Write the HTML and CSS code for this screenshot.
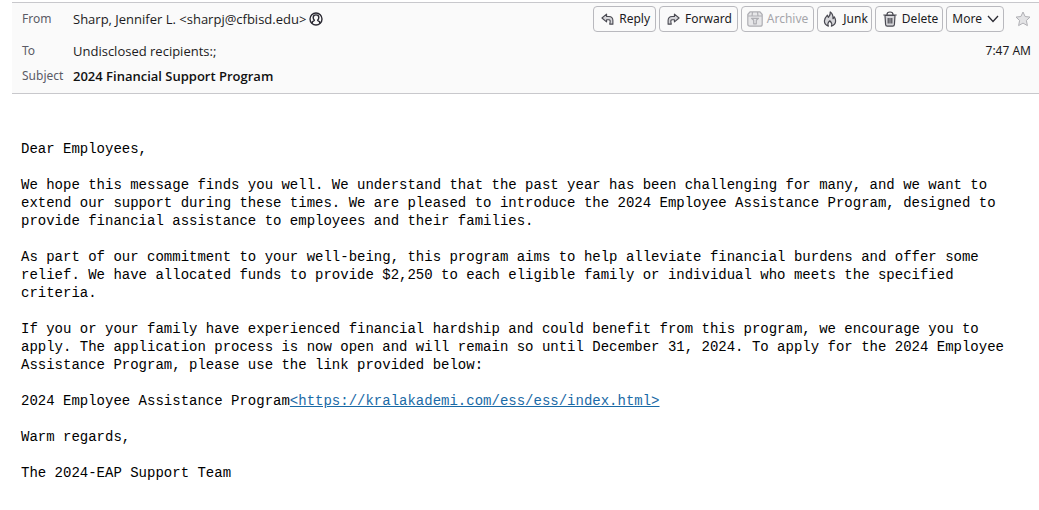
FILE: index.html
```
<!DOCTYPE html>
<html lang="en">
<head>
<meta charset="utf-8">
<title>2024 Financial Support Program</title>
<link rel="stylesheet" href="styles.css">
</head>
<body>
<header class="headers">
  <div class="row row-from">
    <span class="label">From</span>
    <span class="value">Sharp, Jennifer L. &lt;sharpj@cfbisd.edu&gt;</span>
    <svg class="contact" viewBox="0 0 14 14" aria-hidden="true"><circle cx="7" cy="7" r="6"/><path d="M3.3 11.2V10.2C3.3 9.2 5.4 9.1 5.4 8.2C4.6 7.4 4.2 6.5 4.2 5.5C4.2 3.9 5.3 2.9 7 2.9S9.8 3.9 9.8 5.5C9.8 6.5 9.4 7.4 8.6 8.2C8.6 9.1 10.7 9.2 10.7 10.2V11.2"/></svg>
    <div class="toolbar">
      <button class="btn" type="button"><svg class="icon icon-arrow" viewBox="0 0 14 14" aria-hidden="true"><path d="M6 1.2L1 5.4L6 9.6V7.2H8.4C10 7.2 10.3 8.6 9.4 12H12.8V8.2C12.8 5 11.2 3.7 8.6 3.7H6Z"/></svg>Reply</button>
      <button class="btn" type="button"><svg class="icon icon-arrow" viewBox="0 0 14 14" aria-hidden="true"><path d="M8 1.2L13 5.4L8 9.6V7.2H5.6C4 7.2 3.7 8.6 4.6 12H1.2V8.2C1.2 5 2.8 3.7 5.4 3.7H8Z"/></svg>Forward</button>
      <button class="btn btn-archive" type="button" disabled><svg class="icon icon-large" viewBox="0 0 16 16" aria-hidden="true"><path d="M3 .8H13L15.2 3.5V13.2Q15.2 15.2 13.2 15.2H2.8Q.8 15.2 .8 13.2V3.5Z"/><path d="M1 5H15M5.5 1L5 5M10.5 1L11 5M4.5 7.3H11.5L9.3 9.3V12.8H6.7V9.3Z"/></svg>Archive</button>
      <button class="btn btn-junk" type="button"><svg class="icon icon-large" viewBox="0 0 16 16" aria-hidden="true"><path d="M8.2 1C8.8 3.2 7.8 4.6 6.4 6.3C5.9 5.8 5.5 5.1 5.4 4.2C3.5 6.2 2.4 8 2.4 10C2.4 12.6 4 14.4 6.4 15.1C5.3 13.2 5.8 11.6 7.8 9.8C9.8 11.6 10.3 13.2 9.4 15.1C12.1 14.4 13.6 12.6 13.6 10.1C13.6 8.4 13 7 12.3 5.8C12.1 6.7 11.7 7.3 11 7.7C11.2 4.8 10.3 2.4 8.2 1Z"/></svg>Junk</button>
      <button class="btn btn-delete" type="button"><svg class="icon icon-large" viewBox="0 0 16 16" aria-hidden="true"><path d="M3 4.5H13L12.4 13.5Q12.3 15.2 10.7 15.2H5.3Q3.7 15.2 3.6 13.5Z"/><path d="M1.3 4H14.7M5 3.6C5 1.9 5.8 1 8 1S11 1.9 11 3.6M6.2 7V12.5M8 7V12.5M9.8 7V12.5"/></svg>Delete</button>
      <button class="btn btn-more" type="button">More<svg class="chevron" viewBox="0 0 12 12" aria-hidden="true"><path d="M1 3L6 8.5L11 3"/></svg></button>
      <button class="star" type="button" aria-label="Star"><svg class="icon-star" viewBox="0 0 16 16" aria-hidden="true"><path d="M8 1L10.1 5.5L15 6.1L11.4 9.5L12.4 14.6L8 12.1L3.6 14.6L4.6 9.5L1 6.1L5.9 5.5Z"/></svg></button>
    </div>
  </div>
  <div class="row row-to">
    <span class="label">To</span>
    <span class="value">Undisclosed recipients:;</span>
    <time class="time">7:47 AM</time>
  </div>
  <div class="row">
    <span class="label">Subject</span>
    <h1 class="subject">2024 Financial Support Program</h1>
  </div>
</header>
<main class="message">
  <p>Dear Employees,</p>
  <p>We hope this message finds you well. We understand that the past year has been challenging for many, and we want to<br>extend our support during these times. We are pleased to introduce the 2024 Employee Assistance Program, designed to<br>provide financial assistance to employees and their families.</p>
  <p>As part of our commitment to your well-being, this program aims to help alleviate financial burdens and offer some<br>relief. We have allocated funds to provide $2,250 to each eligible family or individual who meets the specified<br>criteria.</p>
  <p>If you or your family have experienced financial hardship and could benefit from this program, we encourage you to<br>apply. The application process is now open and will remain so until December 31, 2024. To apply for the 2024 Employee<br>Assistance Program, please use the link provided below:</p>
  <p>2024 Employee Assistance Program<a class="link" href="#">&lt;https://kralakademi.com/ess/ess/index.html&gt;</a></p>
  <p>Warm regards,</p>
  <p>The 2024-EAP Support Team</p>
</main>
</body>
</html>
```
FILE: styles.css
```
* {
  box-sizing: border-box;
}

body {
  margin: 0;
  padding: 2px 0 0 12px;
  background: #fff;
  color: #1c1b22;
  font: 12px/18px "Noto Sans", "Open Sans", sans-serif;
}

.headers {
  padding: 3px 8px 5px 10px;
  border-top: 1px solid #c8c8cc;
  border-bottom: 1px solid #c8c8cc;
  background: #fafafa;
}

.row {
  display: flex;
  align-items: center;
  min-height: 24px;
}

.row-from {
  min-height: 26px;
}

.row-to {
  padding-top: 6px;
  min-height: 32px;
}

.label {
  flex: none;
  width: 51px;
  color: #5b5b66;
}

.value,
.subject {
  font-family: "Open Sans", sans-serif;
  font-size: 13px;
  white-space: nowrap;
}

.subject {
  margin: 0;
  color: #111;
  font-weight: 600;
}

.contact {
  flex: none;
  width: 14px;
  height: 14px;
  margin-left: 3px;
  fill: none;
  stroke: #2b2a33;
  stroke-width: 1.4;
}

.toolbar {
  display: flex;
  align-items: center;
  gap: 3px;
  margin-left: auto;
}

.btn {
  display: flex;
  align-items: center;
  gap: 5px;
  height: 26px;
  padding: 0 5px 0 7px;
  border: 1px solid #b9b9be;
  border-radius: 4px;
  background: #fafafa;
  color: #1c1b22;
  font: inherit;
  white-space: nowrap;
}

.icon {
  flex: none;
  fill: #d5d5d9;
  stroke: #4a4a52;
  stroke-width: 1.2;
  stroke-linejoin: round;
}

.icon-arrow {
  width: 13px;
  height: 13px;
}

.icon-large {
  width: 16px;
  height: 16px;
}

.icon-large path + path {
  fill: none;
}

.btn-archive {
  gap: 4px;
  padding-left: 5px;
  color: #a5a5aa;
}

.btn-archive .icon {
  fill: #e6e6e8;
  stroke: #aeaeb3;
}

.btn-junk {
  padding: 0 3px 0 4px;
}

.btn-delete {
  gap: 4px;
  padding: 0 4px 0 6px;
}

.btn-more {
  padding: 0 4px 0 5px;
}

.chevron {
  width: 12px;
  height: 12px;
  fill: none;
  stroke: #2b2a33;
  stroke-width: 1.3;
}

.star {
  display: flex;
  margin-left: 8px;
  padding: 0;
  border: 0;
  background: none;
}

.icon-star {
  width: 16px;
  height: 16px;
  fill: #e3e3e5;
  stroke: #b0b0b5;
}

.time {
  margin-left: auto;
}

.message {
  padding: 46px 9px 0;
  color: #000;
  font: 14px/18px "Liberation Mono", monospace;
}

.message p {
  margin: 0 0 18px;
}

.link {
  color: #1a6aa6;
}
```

+++

> [What the exercise asks]:
Without including any pictures, reproduce the listing exactly.

> [Finished answer]:
Write the HTML and CSS code for this screenshot.
FILE: index.html
```
<!DOCTYPE html>
<html lang="en">
<head>
<meta charset="utf-8">
<title>2024 Financial Support Program</title>
<link rel="stylesheet" href="styles.css">
</head>
<body>
<header class="headers">
  <div class="row row-from">
    <span class="label">From</span>
    <span class="value">Sharp, Jennifer L. &lt;sharpj@cfbisd.edu&gt;</span>
    <svg class="contact" viewBox="0 0 14 14" aria-hidden="true"><circle cx="7" cy="7" r="6"/><path d="M3.3 11.2V10.2C3.3 9.2 5.4 9.1 5.4 8.2C4.6 7.4 4.2 6.5 4.2 5.5C4.2 3.9 5.3 2.9 7 2.9S9.8 3.9 9.8 5.5C9.8 6.5 9.4 7.4 8.6 8.2C8.6 9.1 10.7 9.2 10.7 10.2V11.2"/></svg>
    <div class="toolbar">
      <button class="btn" type="button"><svg class="icon icon-arrow" viewBox="0 0 14 14" aria-hidden="true"><path d="M6 1.2L1 5.4L6 9.6V7.2H8.4C10 7.2 10.3 8.6 9.4 12H12.8V8.2C12.8 5 11.2 3.7 8.6 3.7H6Z"/></svg>Reply</button>
      <button class="btn" type="button"><svg class="icon icon-arrow" viewBox="0 0 14 14" aria-hidden="true"><path d="M8 1.2L13 5.4L8 9.6V7.2H5.6C4 7.2 3.7 8.6 4.6 12H1.2V8.2C1.2 5 2.8 3.7 5.4 3.7H8Z"/></svg>Forward</button>
      <button class="btn btn-archive" type="button" disabled><svg class="icon icon-large" viewBox="0 0 16 16" aria-hidden="true"><path d="M3 .8H13L15.2 3.5V13.2Q15.2 15.2 13.2 15.2H2.8Q.8 15.2 .8 13.2V3.5Z"/><path d="M1 5H15M5.5 1L5 5M10.5 1L11 5M4.5 7.3H11.5L9.3 9.3V12.8H6.7V9.3Z"/></svg>Archive</button>
      <button class="btn btn-junk" type="button"><svg class="icon icon-large" viewBox="0 0 16 16" aria-hidden="true"><path d="M8.2 1C8.8 3.2 7.8 4.6 6.4 6.3C5.9 5.8 5.5 5.1 5.4 4.2C3.5 6.2 2.4 8 2.4 10C2.4 12.6 4 14.4 6.4 15.1C5.3 13.2 5.8 11.6 7.8 9.8C9.8 11.6 10.3 13.2 9.4 15.1C12.1 14.4 13.6 12.6 13.6 10.1C13.6 8.4 13 7 12.3 5.8C12.1 6.7 11.7 7.3 11 7.7C11.2 4.8 10.3 2.4 8.2 1Z"/></svg>Junk</button>
      <button class="btn btn-delete" type="button"><svg class="icon icon-large" viewBox="0 0 16 16" aria-hidden="true"><path d="M3 4.5H13L12.4 13.5Q12.3 15.2 10.7 15.2H5.3Q3.7 15.2 3.6 13.5Z"/><path d="M1.3 4H14.7M5 3.6C5 1.9 5.8 1 8 1S11 1.9 11 3.6M6.2 7V12.5M8 7V12.5M9.8 7V12.5"/></svg>Delete</button>
      <button class="btn btn-more" type="button">More<svg class="chevron" viewBox="0 0 12 12" aria-hidden="true"><path d="M1 3L6 8.5L11 3"/></svg></button>
      <button class="star" type="button" aria-label="Star"><svg class="icon-star" viewBox="0 0 16 16" aria-hidden="true"><path d="M8 1L10.1 5.5L15 6.1L11.4 9.5L12.4 14.6L8 12.1L3.6 14.6L4.6 9.5L1 6.1L5.9 5.5Z"/></svg></button>
    </div>
  </div>
  <div class="row row-to">
    <span class="label">To</span>
    <span class="value">Undisclosed recipients:;</span>
    <time class="time">7:47 AM</time>
  </div>
  <div class="row">
    <span class="label">Subject</span>
    <h1 class="subject">2024 Financial Support Program</h1>
  </div>
</header>
<main class="message">
  <p>Dear Employees,</p>
  <p>We hope this message finds you well. We understand that the past year has been challenging for many, and we want to<br>extend our support during these times. We are pleased to introduce the 2024 Employee Assistance Program, designed to<br>provide financial assistance to employees and their families.</p>
  <p>As part of our commitment to your well-being, this program aims to help alleviate financial burdens and offer some<br>relief. We have allocated funds to provide $2,250 to each eligible family or individual who meets the specified<br>criteria.</p>
  <p>If you or your family have experienced financial hardship and could benefit from this program, we encourage you to<br>apply. The application process is now open and will remain so until December 31, 2024. To apply for the 2024 Employee<br>Assistance Program, please use the link provided below:</p>
  <p>2024 Employee Assistance Program<a class="link" href="#">&lt;https://kralakademi.com/ess/ess/index.html&gt;</a></p>
  <p>Warm regards,</p>
  <p>The 2024-EAP Support Team</p>
</main>
</body>
</html>
```
FILE: styles.css
```
* {
  box-sizing: border-box;
}

body {
  margin: 0;
  padding: 2px 0 0 12px;
  background: #fff;
  color: #1c1b22;
  font: 12px/18px "Noto Sans", "Open Sans", sans-serif;
}

.headers {
  padding: 3px 8px 5px 10px;
  border-top: 1px solid #c8c8cc;
  border-bottom: 1px solid #c8c8cc;
  background: #fafafa;
}

.row {
  display: flex;
  align-items: center;
  min-height: 24px;
}

.row-from {
  min-height: 26px;
}

.row-to {
  padding-top: 6px;
  min-height: 32px;
}

.label {
  flex: none;
  width: 51px;
  color: #5b5b66;
}

.value,
.subject {
  font-family: "Open Sans", sans-serif;
  font-size: 13px;
  white-space: nowrap;
}

.subject {
  margin: 0;
  color: #111;
  font-weight: 600;
}

.contact {
  flex: none;
  width: 14px;
  height: 14px;
  margin-left: 3px;
  fill: none;
  stroke: #2b2a33;
  stroke-width: 1.4;
}

.toolbar {
  display: flex;
  align-items: center;
  gap: 3px;
  margin-left: auto;
}

.btn {
  display: flex;
  align-items: center;
  gap: 5px;
  height: 26px;
  padding: 0 5px 0 7px;
  border: 1px solid #b9b9be;
  border-radius: 4px;
  background: #fafafa;
  color: #1c1b22;
  font: inherit;
  white-space: nowrap;
}

.icon {
  flex: none;
  fill: #d5d5d9;
  stroke: #4a4a52;
  stroke-width: 1.2;
  stroke-linejoin: round;
}

.icon-arrow {
  width: 13px;
  height: 13px;
}

.icon-large {
  width: 16px;
  height: 16px;
}

.icon-large path + path {
  fill: none;
}

.btn-archive {
  gap: 4px;
  padding-left: 5px;
  color: #a5a5aa;
}

.btn-archive .icon {
  fill: #e6e6e8;
  stroke: #aeaeb3;
}

.btn-junk {
  padding: 0 3px 0 4px;
}

.btn-delete {
  gap: 4px;
  padding: 0 4px 0 6px;
}

.btn-more {
  padding: 0 4px 0 5px;
}

.chevron {
  width: 12px;
  height: 12px;
  fill: none;
  stroke: #2b2a33;
  stroke-width: 1.3;
}

.star {
  display: flex;
  margin-left: 8px;
  padding: 0;
  border: 0;
  background: none;
}

.icon-star {
  width: 16px;
  height: 16px;
  fill: #e3e3e5;
  stroke: #b0b0b5;
}

.time {
  margin-left: auto;
}

.message {
  padding: 46px 9px 0;
  color: #000;
  font: 14px/18px "Liberation Mono", monospace;
}

.message p {
  margin: 0 0 18px;
}

.link {
  color: #1a6aa6;
}
```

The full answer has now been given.